— AIM OF THE TASK —
Gather each line of the entries below that includes "React".

— INPUT —
···
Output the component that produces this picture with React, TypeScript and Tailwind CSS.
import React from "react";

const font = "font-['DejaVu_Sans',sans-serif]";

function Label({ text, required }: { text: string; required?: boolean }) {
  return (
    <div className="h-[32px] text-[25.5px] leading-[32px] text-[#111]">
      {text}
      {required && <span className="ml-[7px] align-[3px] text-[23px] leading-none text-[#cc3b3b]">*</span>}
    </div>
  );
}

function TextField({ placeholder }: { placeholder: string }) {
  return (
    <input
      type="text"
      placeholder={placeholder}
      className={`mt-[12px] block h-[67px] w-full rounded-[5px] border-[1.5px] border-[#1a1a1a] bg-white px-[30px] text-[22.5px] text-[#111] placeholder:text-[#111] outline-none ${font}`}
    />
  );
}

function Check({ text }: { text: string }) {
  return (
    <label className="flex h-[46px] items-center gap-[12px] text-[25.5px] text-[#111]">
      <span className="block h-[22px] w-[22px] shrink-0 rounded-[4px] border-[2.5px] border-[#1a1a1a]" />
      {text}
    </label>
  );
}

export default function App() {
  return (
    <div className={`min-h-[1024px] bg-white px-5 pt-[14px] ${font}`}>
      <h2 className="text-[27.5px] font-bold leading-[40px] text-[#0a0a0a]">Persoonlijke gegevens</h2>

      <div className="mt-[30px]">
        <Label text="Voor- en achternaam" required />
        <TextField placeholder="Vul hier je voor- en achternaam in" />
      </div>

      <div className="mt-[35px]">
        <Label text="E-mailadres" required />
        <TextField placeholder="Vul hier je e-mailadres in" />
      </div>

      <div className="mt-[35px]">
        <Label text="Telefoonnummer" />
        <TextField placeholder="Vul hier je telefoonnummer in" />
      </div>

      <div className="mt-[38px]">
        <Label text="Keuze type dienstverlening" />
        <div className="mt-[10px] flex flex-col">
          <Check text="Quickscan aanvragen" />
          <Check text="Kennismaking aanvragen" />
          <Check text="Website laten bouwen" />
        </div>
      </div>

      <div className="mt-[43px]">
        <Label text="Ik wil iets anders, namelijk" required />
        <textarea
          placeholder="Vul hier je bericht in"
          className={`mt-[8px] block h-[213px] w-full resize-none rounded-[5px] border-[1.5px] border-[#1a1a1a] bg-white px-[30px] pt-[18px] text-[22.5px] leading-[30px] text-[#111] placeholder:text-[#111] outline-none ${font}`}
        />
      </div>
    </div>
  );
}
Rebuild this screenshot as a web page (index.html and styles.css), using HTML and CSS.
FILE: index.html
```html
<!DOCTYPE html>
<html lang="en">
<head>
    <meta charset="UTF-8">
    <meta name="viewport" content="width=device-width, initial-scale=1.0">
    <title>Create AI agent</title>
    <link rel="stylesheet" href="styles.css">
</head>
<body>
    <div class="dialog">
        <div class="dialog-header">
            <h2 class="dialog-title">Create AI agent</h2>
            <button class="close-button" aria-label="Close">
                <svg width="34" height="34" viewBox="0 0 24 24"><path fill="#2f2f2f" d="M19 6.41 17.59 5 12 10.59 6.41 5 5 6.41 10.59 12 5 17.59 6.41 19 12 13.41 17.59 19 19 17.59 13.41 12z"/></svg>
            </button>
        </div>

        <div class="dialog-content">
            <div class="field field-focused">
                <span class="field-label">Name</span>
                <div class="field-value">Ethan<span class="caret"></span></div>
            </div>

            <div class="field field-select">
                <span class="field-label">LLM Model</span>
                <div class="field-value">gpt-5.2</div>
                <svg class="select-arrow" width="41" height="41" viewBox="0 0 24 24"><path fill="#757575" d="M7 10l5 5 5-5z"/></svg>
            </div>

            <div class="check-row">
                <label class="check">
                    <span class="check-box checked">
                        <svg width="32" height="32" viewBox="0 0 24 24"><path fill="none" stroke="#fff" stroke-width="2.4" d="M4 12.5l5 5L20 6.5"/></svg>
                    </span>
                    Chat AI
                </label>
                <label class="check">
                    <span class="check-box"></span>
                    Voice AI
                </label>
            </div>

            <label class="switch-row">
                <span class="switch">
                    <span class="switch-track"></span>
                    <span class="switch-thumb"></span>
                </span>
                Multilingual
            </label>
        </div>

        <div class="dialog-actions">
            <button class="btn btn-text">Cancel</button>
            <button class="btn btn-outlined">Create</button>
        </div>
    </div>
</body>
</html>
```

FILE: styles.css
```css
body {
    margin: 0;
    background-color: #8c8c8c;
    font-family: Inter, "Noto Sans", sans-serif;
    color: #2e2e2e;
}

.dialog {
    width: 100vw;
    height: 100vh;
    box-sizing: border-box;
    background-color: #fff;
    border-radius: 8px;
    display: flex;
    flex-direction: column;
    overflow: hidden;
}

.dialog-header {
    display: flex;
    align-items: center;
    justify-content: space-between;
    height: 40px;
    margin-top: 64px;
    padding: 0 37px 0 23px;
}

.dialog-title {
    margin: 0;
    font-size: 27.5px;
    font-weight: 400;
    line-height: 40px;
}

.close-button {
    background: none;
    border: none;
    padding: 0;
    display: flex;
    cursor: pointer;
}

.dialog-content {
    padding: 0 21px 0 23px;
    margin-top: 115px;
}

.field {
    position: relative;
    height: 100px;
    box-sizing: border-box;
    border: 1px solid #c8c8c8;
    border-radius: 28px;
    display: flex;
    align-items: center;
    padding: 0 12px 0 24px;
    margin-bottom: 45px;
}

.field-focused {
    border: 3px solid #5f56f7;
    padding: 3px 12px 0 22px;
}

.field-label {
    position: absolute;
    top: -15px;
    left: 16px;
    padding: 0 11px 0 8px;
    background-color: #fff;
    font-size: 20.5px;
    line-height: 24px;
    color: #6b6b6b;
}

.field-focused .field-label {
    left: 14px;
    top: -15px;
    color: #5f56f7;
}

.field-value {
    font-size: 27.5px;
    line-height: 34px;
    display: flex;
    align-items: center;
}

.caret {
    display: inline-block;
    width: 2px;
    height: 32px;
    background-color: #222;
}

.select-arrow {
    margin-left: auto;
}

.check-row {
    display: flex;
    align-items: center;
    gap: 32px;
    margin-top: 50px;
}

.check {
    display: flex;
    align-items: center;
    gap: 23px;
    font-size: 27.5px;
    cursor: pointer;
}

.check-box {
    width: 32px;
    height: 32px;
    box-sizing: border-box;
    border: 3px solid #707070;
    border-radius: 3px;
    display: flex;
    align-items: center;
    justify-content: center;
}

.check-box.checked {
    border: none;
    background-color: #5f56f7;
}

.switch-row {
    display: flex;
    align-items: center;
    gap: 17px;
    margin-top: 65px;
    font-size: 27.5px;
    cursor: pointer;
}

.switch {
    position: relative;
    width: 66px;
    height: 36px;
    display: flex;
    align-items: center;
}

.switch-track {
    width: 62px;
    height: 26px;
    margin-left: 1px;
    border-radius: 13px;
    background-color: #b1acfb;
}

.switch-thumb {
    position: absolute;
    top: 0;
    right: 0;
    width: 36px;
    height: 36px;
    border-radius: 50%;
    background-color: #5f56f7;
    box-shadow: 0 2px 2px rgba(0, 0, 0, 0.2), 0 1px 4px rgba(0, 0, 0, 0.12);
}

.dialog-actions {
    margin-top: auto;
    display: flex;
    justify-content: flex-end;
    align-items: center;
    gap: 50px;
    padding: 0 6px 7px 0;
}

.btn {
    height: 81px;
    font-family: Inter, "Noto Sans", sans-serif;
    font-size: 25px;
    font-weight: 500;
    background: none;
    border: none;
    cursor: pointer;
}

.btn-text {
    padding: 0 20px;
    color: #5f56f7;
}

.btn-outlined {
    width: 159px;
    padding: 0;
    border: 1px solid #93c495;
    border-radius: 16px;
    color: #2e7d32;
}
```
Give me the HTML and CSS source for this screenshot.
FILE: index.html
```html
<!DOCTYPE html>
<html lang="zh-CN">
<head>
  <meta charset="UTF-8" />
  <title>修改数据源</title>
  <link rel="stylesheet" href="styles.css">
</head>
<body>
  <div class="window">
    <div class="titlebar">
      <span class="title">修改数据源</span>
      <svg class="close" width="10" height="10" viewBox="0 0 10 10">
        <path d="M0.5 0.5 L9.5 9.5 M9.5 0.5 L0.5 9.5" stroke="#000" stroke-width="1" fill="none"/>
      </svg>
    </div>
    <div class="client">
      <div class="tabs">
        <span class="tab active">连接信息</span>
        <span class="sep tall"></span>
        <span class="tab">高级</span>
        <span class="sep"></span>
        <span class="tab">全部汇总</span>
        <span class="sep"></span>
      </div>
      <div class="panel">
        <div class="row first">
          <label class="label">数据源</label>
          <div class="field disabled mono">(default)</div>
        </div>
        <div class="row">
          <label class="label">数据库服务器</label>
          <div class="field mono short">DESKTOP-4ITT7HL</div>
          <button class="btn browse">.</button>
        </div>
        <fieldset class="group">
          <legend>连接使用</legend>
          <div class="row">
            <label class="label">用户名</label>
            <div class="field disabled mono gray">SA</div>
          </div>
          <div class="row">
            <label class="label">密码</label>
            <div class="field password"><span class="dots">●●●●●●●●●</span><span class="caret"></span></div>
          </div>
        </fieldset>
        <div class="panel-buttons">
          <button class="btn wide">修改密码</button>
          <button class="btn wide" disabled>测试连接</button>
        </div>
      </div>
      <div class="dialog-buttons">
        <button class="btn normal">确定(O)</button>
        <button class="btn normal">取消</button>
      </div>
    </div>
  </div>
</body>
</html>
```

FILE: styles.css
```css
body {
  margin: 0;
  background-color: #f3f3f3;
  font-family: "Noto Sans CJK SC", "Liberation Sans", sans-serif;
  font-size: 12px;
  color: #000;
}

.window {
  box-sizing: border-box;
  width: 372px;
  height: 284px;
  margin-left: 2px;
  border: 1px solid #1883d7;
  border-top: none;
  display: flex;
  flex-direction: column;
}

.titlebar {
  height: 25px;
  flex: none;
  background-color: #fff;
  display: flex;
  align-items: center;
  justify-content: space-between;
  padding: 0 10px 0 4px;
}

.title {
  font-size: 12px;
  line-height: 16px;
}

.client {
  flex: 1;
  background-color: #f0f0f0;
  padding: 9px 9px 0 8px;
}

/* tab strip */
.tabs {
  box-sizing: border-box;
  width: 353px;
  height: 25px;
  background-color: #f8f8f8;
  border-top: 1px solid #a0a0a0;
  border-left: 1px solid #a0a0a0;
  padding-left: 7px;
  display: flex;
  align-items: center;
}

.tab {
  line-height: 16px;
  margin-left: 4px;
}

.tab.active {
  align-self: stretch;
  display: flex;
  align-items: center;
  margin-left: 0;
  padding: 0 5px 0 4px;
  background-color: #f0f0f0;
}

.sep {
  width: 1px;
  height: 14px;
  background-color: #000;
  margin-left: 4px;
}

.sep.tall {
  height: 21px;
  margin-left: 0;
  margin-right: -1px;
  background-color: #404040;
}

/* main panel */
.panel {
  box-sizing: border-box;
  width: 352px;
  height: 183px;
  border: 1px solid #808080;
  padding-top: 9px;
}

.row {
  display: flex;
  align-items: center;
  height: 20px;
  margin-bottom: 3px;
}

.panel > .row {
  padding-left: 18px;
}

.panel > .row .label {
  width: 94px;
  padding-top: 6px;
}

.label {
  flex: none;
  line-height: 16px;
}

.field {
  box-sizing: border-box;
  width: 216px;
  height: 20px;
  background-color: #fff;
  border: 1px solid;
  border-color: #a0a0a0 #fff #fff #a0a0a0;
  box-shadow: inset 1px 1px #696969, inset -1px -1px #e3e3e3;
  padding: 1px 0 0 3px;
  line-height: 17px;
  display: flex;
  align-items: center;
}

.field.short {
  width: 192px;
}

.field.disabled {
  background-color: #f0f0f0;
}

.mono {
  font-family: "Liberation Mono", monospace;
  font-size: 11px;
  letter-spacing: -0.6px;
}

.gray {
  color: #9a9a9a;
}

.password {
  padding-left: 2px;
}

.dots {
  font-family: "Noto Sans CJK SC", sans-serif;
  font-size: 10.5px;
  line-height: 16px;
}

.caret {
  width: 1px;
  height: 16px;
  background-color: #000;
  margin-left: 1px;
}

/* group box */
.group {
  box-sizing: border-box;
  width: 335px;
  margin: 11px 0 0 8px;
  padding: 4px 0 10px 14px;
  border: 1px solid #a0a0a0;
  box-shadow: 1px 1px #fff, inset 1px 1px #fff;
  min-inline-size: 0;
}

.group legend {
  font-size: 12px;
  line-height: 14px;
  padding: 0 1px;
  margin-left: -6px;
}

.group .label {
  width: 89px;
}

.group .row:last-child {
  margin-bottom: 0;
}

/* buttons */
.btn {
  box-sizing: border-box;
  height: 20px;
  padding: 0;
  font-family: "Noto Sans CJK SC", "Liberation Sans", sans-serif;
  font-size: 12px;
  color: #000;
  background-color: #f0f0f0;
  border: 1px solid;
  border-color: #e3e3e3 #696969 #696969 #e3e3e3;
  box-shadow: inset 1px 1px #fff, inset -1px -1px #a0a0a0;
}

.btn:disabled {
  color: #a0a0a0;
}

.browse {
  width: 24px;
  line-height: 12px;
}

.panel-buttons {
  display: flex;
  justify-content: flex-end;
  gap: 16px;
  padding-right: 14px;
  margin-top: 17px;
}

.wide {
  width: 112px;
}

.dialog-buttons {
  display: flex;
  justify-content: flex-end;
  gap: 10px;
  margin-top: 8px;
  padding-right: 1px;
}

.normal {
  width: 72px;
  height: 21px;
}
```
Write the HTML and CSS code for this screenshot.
···
— SOLUTION TO THIS PROBLEM —
Output the component that produces this picture with React, TypeScript and Tailwind CSS.
import React from "react";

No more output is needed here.